The article then turns to another book by Steven Sloman and Philip Fernbach called The Knowledge Illusion: Why We Never Think Alone and specifically a concept they term “the illusion of explanatory depth.” Their first example is the toilet. Most people imagine they know how a toilet works, but it turns out to be quite complex. As I would put this, this is how technologies, discourses, and institutions are meant to function. They expand our capacities for thought and agency by embedding these capacities into networks. I do not need to know how to build a computer or a network in order to write a blog post. That’s how knowledge works among bees, you know? A bee finds a flower and it can instruct another bee through a dance where to find that flower. But the bee that learns that dance can’t teach it to another bee. (I’m channeling Kittler here, I think.) For us, information works differently. Technologies work differently. I’m not exactly sure what the illusion is however. Do people really think they know how the technologies around them work? Kostler goes on to bring this to a kairotic moment:

If your position on, say, the Affordable Care Act is baseless and I rely on it, then my opinion is also baseless. When I talk to Tom and he decides he agrees with me, his opinion is also baseless, but now that the three of us concur we feel that much more smug about our views. If we all now dismiss as unconvincing any information that contradicts our opinion, you get, well, the Trump Administration.

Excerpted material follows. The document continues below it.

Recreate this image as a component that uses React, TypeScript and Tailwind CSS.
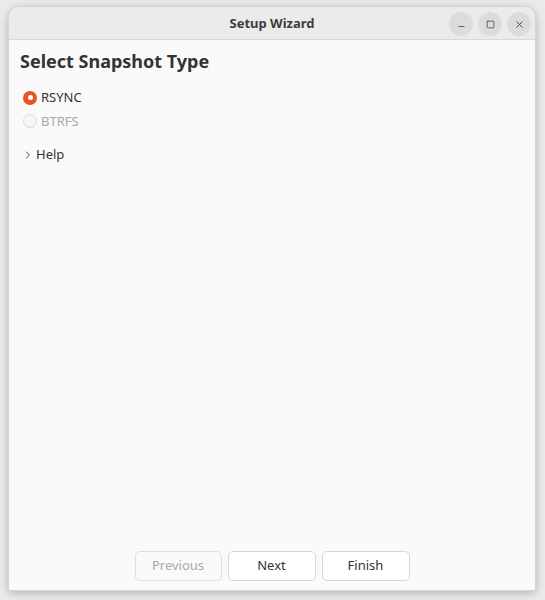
import { ChevronRight, Minus, Square, X } from "lucide-react";

export default function App() {
  return (
    <div
      className="h-[600px] w-[545px] bg-[#ececec] pl-[8px] pt-[6px]"
      style={{ fontFamily: '"Noto Sans", "DejaVu Sans", sans-serif' }}
    >
      <div className="flex h-[585px] w-[528px] flex-col overflow-hidden rounded-t-[12px] border border-[#d4d4d4] bg-[#fafafa] shadow-[0_2px_10px_rgba(0,0,0,0.25)]">
        <div className="relative flex h-[33px] shrink-0 items-center justify-center border-b border-[#d8d8d8] bg-[#ebebeb] pt-[2px]">
          <span className="text-[13px] font-bold text-[#3d3d3d]">Setup Wizard</span>
          <div className="absolute right-[4px] top-[5px] flex gap-[5px]">
            <div className="flex h-[24px] w-[24px] items-center justify-center rounded-full bg-[#dcdcdc]">
              <Minus size={9} strokeWidth={2} className="mt-[4px] text-[#3d3d3d]" />
            </div>
            <div className="flex h-[24px] w-[24px] items-center justify-center rounded-full bg-[#dcdcdc]">
              <Square size={9} strokeWidth={2} className="text-[#3d3d3d]" />
            </div>
            <div className="flex h-[24px] w-[24px] items-center justify-center rounded-full bg-[#dcdcdc]">
              <X size={11} strokeWidth={2} className="text-[#3d3d3d]" />
            </div>
          </div>
        </div>

        <div className="flex flex-1 flex-col px-[11px] pt-[8px]">
          <h1 className="text-[18px] font-bold leading-[26px] text-[#333]">Select Snapshot Type</h1>

          <div className="mt-[14px] flex flex-col gap-[4px] pl-[3px]">
            <label className="flex items-center gap-[4px] text-[13px] text-[#333]">
              <span className="flex h-[14px] w-[14px] items-center justify-center rounded-full bg-[#e95420]">
                <span className="h-[5px] w-[5px] rounded-full bg-white" />
              </span>
              RSYNC
            </label>
            <label className="flex items-center gap-[4px] text-[13px] text-[#a8a8a8]">
              <span className="h-[14px] w-[14px] rounded-full border border-[#dcdcdc] bg-[#f6f6f6]" />
              BTRFS
            </label>
          </div>

          <div className="mt-[14px] flex items-center gap-[2px] pl-[2px] text-[13px] text-[#333]">
            <ChevronRight size={12} strokeWidth={1.8} />
            Help
          </div>

          <div className="flex-1" />

          <div className="mb-[9px] flex justify-center gap-[6px]">
            <button className="h-[30px] w-[87px] rounded-[5px] border border-[#e0e0e0] bg-[#fafafa] text-[13px] text-[#a8a8a8]">
              Previous
            </button>
            <button className="h-[30px] w-[88px] rounded-[5px] border border-[#d6d6d6] bg-white text-[13px] text-[#333]">
              Next
            </button>
            <button className="h-[30px] w-[88px] rounded-[5px] border border-[#d6d6d6] bg-white text-[13px] text-[#333]">
              Finish
            </button>
          </div>
        </div>
      </div>
    </div>
  );
}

One more step. Kostler turns to a third book by Jack and Sara Gorman, Denying to the Grave: Why We Ignore the Facts That Will Save Us, which tries to figure out how to overcome problems like confirmation bias and its physiological foundations (as they see it). It turns out not to be that easy. As Kostler concludes, “Providing people with accurate information doesn’t seem to help; they simply discount it. Appealing to their emotions may work better, but doing so is obviously antithetical to the goal of promoting sound science.”

Gee, that is a poser. But maybe we can start with some of the built-in confirmation biases at work here.

  1. Reason doesn’t work the way that it is imagined to function here.
  2. Because reason doesn’t work that way, science doesn’t work as it is imagined here either.
  3. If you have a poor model of science and reason then it isn’t going to be very effective in addressing this concern about how people become convinced and then hold on to views in the face of compelling evidence to the contrary.

Let’s return to Kostler’s ACA example and insert the most inane version of it. Let’s say I am opposed to “Obamacare” (because I hate anything with Obama’s name attached to it) but have no idea that Obamacare and the ACA are the same thing. I rely on the ACA and I’m happy with it, but I hate Obamacare and what it done away with. Can you get any stupider than that? I don’t know. Are there warnings on gas pumps not to drink the gasoline? Despite this, this imagined person’s position is not “baseless.”  There is reasoning. It’s a straightforward syllogism.

  1. I hate all things related to Obama.
  2. Obamacare is related to Obama.
  3. Socrates needed better health care.

Maybe when this person figures out ACA and Obamacare are the same thing, that opinion shifts, but perhaps not as far as you’d think. This is the underlying issue with all of the major areas of political disagreement: education, health care, human rights, climate change, economic regulations, foreign policies, etc.

Effectively the modern state insists that citizens must accept that their world operates in ways that they cannot directly experience and can never fully understand. Even the most fully educated person in the world can only have understanding in a very narrow slice of the world and only then through ongoing participation in a complex and extended system of human and nonhuman partners. Even with this, the knowledge we produce is never fully “true;” it is only the best construction that we can manage. It’s a construction over which experts disagree and which is continually revised and refined. This comparatively fragile and carefully wrought expert knowledge then butts up against the felt, but also reasoned, sense of reality as it is directly experienced by citizens, both individually and in small communities (families, friends, co-workers, etc.).

So on the one hand you have dozens of people from a variety of intelligence agencies reviewing hundreds of reports and thousands of data points to determine the likelihood of an immigration ban based on nationality being an effective deterrent against terrorism in the US. You end up with lots of conversations and data, and conclusions that are carefully parsed and reasoned. But even though the conclusion may be straightforward (i.e., this won’t work), working through the reasoning is hard if not impossible if you aren’t an expert.  On the other hand, you have citizens and their friends who feel threatened, whose direct experience with Arabs is quite limited if non-existent, and have a logical argument (albeit one that is based on misinformation and predicates). If you want to compare it to some technological arguments. People might feel that seat belts in cars or motorcycle helmets are unnecessary or that owning a gun makes them safer. These are equally examples of how people have an illusion of their depth of knowledge, believing they know how these mundane technologies function (and their dangers) when they do not.

None of that answers the question of how to change people’s minds. Obviously it isn’t easy.  But if you realize that people gain confidence of their worldviews through networks of humans or nonhumans then shifting that confidence probably means altering those networks and their strength.  One might say that the Trump administration is seeking to weaken some networks supported by mainstream media. Of course that’s not very subtle and probably only serves to strengthen the faith of his opponents in those networks. Different exertions of political power might work. If you’re not the president however you will need a different strategy.